After dreaming about winning the lottery the next most popular lifestyle dream is working for yourself. Just last week the Government minister, David Willets, suggested graduates should think about starting up their own business last week as an alternative to struggling in the current job market.
Often our work involves working for clients who started their own business or through circumstance have ended up working for themselves. We’ve also seen a few people/businesses struggle and fail. Below we’ve put together a list of some of the key criteria that seem to make the difference between being a wage slave and being in charge of your own density:
- Working for yourself doing the same job as you did as an employee is not the same thing. We see a lot of internal consultants and trainers who think they will just do the same role, but as a free-lancer. Not understanding EVERYTHING is different; the psychological contract, the success criteria, the value equation, the feedback mechanism, everything.
- Your idea has to be different enough in an overcrowded market. It’s no good having a quite good idea, or something like something else. Your idea has to be better. It has to have something that meets either an unmet need/want, or activates an unarticulated need/want in the mind of your prospective customers. Key possible variables to consider are; price, location, functionality, quality, practicality, brand, service, & novelty.
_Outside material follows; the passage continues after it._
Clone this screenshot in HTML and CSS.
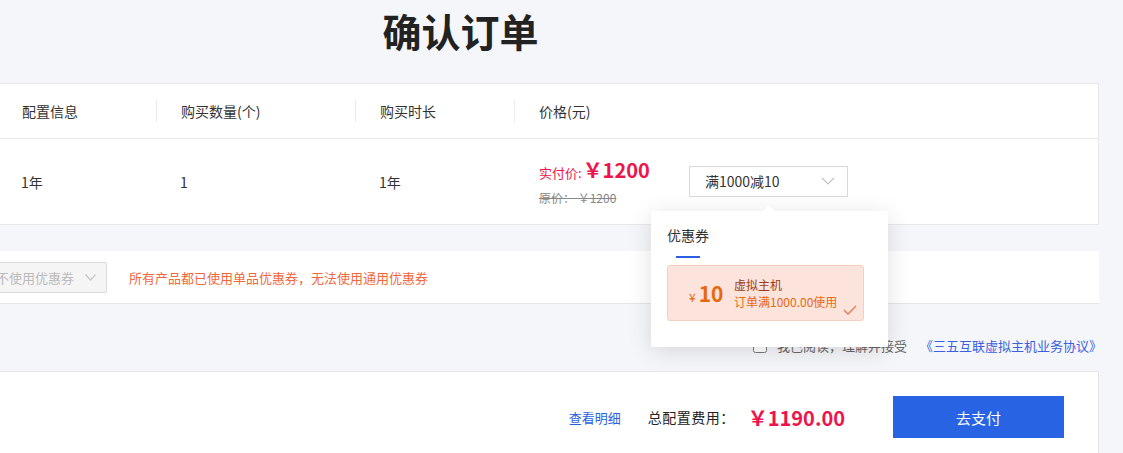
FILE: index.html
```
<!DOCTYPE html>
<html lang="zh-CN">
<head>
  <meta charset="UTF-8" />
  <meta name="viewport" content="width=device-width, initial-scale=1.0" />
  <title>确认订单</title>
  <link rel="stylesheet" href="styles.css">
</head>
<body>
  <div class="page">
    <h1 class="title">确认订单</h1>

    <div class="order-table">
      <div class="row head">
        <div class="cell"></div>
        <div class="cell sep">配置信息</div>
        <div class="cell sep">购买数量(个)</div>
        <div class="cell sep">购买时长</div>
        <div class="cell sep">价格(元)</div>
      </div>
      <div class="row body">
        <div class="cell"></div>
        <div class="cell">1年</div>
        <div class="cell">1</div>
        <div class="cell">1年</div>
        <div class="cell price-cell">
          <div class="price">
            <div class="real"><span class="real-label">实付价:</span><span class="real-num">￥1200</span></div>
            <div class="origin">原价： ￥1200</div>
          </div>
          <div class="coupon-select">
            <span>满1000减10</span>
            <svg class="chevron" width="14" height="8" viewBox="0 0 14 8"><polyline points="1,1 7,7 13,1" fill="none" stroke="#c4c4c4" stroke-width="1.2"/></svg>

            <!-- 优惠券弹层 -->
            <div class="popover">
              <div class="tab">优惠券</div>
              <div class="coupon">
                <div class="amount"><span class="yen">¥</span>10</div>
                <div class="info">
                  <div class="name">虚拟主机</div>
                  <div class="rule">订单满1000.00使用</div>
                </div>
                <svg class="check" width="14" height="10" viewBox="0 0 14 10"><polyline points="1,5 5,9 13,1" fill="none" stroke="#e07a55" stroke-width="1.3"/></svg>
              </div>
            </div>
          </div>
        </div>
      </div>
    </div>

    <div class="coupon-bar">
      <div class="select disabled">
        <span>不使用优惠券</span>
        <svg class="chevron" width="11" height="7" viewBox="0 0 11 7"><polyline points="0.5,0.5 5.5,6 10.5,0.5" fill="none" stroke="#c4c4c4" stroke-width="1.2"/></svg>
      </div>
      <div class="warn">所有产品都已使用单品优惠券，无法使用通用优惠券</div>
    </div>

    <div class="agree">
      <label><input type="checkbox" class="box" /> 我已阅读，理解并接受</label>
      <a href="#">《三五互联虚拟主机业务协议》</a>
    </div>

    <div class="pay-bar">
      <a href="#" class="detail">查看明细</a>
      <span class="total-label">总配置费用：</span>
      <span class="total">￥1190.00</span>
      <button class="pay">去支付</button>
    </div>
  </div>
</body>
</html>
```

FILE: styles.css
```
body {
  margin: 0;
  background: #f5f6fa;
  color: #333;
  font-family: "Noto Sans CJK SC", "Liberation Sans", sans-serif;
  font-size: 14px;
  overflow: hidden;
}

.page {
  width: 1281px;
  margin-left: -182px;
}

.title {
  margin: 0;
  padding: 11px 0 34px 4px;
  line-height: 38px;
  font-size: 39px;
  font-weight: bold;
  text-align: center;
  color: #222;
}

.order-table {
  background: white;
  border: 1px solid #e8e8e8;
}

.row {
  display: grid;
  grid-template-columns: 178px 159px 199px 159px 1fr;
  align-items: center;
}

.head {
  height: 54px;
  border-bottom: 1px solid #e8e8e8;
}

.body {
  height: 85px;
}

.cell {
  padding-left: 24px;
}

.sep {
  border-left: 1px solid #ececec;
  line-height: 22px;
}

.price-cell {
  display: flex;
  align-items: center;
  margin-top: 2px;
  padding-left: 25px;
}

.price {
  width: 150px;
}

.real {
  color: #f0134b;
  line-height: 24px;
}

.real-label {
  font-size: 13px;
}

.real-num {
  font-size: 20px;
  font-weight: bold;
  margin-left: 1px;
}

.origin {
  font-size: 12px;
  color: #888;
  text-decoration: line-through;
  line-height: 20px;
  margin-top: 3px;
}

.coupon-select,
.select {
  position: relative;
  display: flex;
  align-items: center;
  justify-content: space-between;
  box-sizing: border-box;
  height: 31px;
  padding: 0 12px 0 15px;
  border: 1px solid #d9d9d9;
  background: white;
}

.coupon-select {
  width: 159px;
  margin-top: -3px;
}

.popover {
  position: absolute;
  left: -39px;
  top: 44px;
  width: 237px;
  height: 136px;
  box-sizing: border-box;
  padding: 13px 16px 0;
  background: white;
  border-radius: 2px;
  box-shadow: 0 4px 24px rgba(0,0,0,0.13);
  z-index: 5;
}

.popover::before {
  content: "";
  position: absolute;
  top: -6px;
  left: 112px;
  border: 6px solid transparent;
  border-top: 0;
  border-bottom-color: white;
}

.tab {
  display: inline-block;
  position: relative;
  line-height: 22px;
  color: #333;
}

.tab::after {
  content: "";
  position: absolute;
  left: 9px;
  right: 9px;
  bottom: -12px;
  height: 2px;
  background: #2b5fe0;
}

.coupon {
  position: relative;
  display: flex;
  align-items: center;
  box-sizing: border-box;
  width: 197px;
  height: 56px;
  margin-top: 19px;
  padding-left: 21px;
  background: #fce4dc;
  border: 1px solid #f3d0be;
  border-radius: 3px;
}

.amount {
  font-size: 21px;
  font-weight: bold;
  color: #e8680f;
  width: 45px;
}

.yen {
  font-size: 12px;
  font-weight: normal;
  margin-right: 3px;
}

.info {
  font-size: 12px;
  line-height: 17px;
}

.name {
  color: #9a3a16;
}

.rule {
  color: #e8680f;
}

.check {
  position: absolute;
  right: 6px;
  bottom: 5px;
}

.coupon-bar {
  display: flex;
  align-items: center;
  height: 52px;
  margin-top: 26px;
  padding-left: 165px;
  background: white;
  border-bottom: 1px solid #e6e6e6;
}

.select.disabled {
  width: 124px;
  padding-left: 12px;
  padding-right: 10px;
  font-size: 13px;
  background: #f5f5f5;
  color: #bbb;
  border-radius: 2px;
}

.warn {
  margin-left: 22px;
  font-size: 13px;
  color: #f2683a;
}

.agree {
  display: flex;
  justify-content: flex-end;
  align-items: center;
  height: 67px;
  padding: 16px 0 0 0;
  box-sizing: border-box;
  font-size: 13px;
  color: #666;
}

.agree label {
  display: flex;
  align-items: center;
}

.box {
  width: 14px;
  height: 14px;
  margin: 0 10px 0 0;
}

.agree a {
  margin: 0 -3px 0 13px;
  color: #3a5fe0;
  text-decoration: none;
}

.pay-bar {
  display: flex;
  justify-content: flex-end;
  align-items: center;
  height: 120px;
  padding: 0 34px 28px 0;
  box-sizing: border-box;
  background: white;
  border: 1px solid #e6e6e6;
}

.detail {
  font-size: 13px;
  color: #2b5fe0;
  text-decoration: none;
}

.total-label {
  margin-left: 27px;
  color: #222;
  letter-spacing: 0.5px;
}

.total {
  margin-left: 13px;
  font-size: 20px;
  font-weight: bold;
  color: #f0134b;
}

.pay {
  width: 171px;
  height: 42px;
  margin-left: 48px;
  background: #2763e2;
  color: white;
  border: none;
  font-family: inherit;
  font-size: 15px;
  cursor: pointer;
}
```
- A poor business idea won’t come good if you give it time. Indifferent offerings (think of your local high street) don’t improve when the market does; they just go bust at a slightly slower pace. Grants and subsidies are no substitute for a strong value proposition.
- It’s all about cash not profit. Free (unspoken for) cash is what drives successful businesses. That unencumbered cash can be turned into profit, dividends, reinvestment, acquisitions or lifestyle. NEVER borrow money (after the initial start up phase) to fund running expenses or your own wages. More businesses/people fail not because they are unprofitable but because they run out of cash.
- Technology can be your BIG idea or your downfall. Technology can deliver fantastic opportunities – Facebook, iphone, etc. Can you exploit these new technologies in some way? Equally, many business models are being threatened by the internet, make sure you test your (off-line) idea against an online alternative. Try to look at least 5 years out.
- You could be the problem. Some people can’t work for themselves; they haven’t the discipline, the work ethic, the resilience, the right approach to risk, or the personal support. Make sure you develop enough self-awareness to understand YOU, before making an expensive mistake.
- Pay attention to everything. Planning, attention to detail, checking and analysis should all be key activities in the pre and launch phases. If this isn’t your bag, find a partner or some hired resource you trust, who loves sweating the small stuff.
- Create a good business plan. One that covers all the bases; finance, sales, marketing, operations, people and compliance.
- Desire always beats ability. Nothing more to add here.
If you think you’ve got our checklist covered, go for it, you’ll have a great (and sometimes scary) time!